Thursday, January 2, 2020

My Yoga Retreat
January 2, 2019

     This is not a travel log.  I have not gone on a yoga retreat, and it‛s unlikely that I will do so this year – at least in the sense of some kind of yoga-centered vacation, a la Elizabeth Gilbert in Eat, Pray, Love.  Not in the cards.  Not for this #mommylawyer.

     But I have started doing ten minutes of yoga a day.  It‛s been about three weeks since I started this regular morning practice, and I‛m starting to feel some positive effects – (re)discovering muscle groups neglected for far too long and (re)developing a stronger sense of groundedness, centered-ness, mental clarity.

     And it costs me ten minutes a day.  

     Over the course of a year, if I only stick to that amount of time (already, I‛m wanting to do more), it would add up to 3,650 minutes of yoga – or, actually 3,660 since this is a leap year!  And if I divide those 3,660 minutes by the 1,000 non-sleep minutes I have each day, that‛s over three and a half days of nothing but yoga and sleep.  That‛s starting to sound more like a retreat.

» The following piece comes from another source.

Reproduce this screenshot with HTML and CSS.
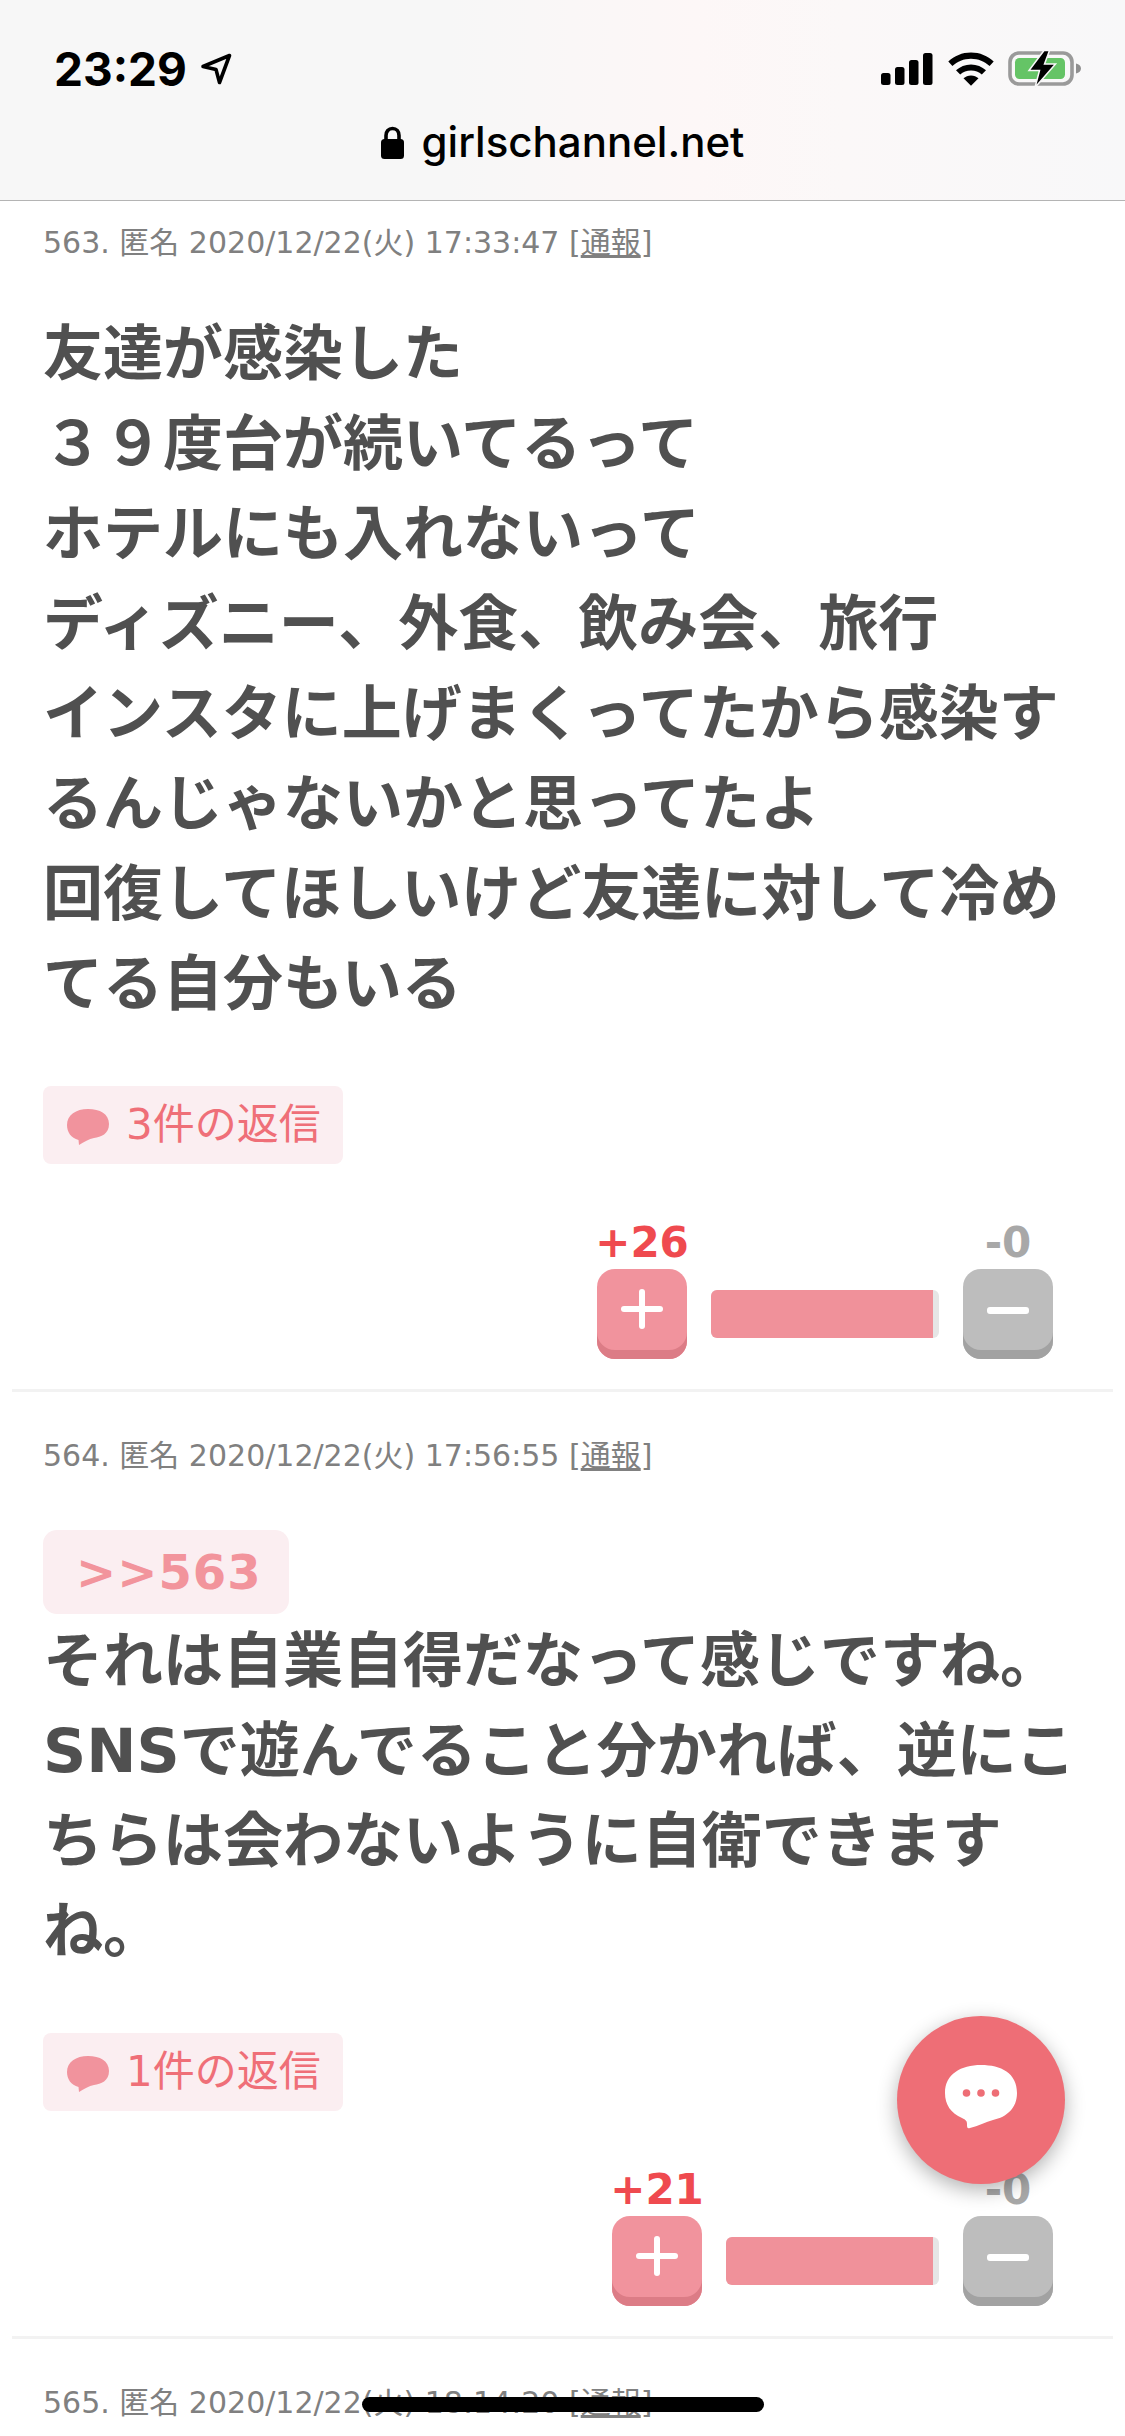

     Maybe.  But who wants to only practice yoga and sleep?  Okay, some people.  But I like to eat and read and go for walks and write, so my retreat needs something a little less daunting than yoga every waking minute. 

    If I figure, instead, on six hours of daily yoga on my hypothetical retreat, that would be 360 minutes of yoga per day.  This means that I‛m giving myself the equivalent of a ten-day yoga retreat this year, with an hour to spare! 

     That sounds well worth my ten minutes a day.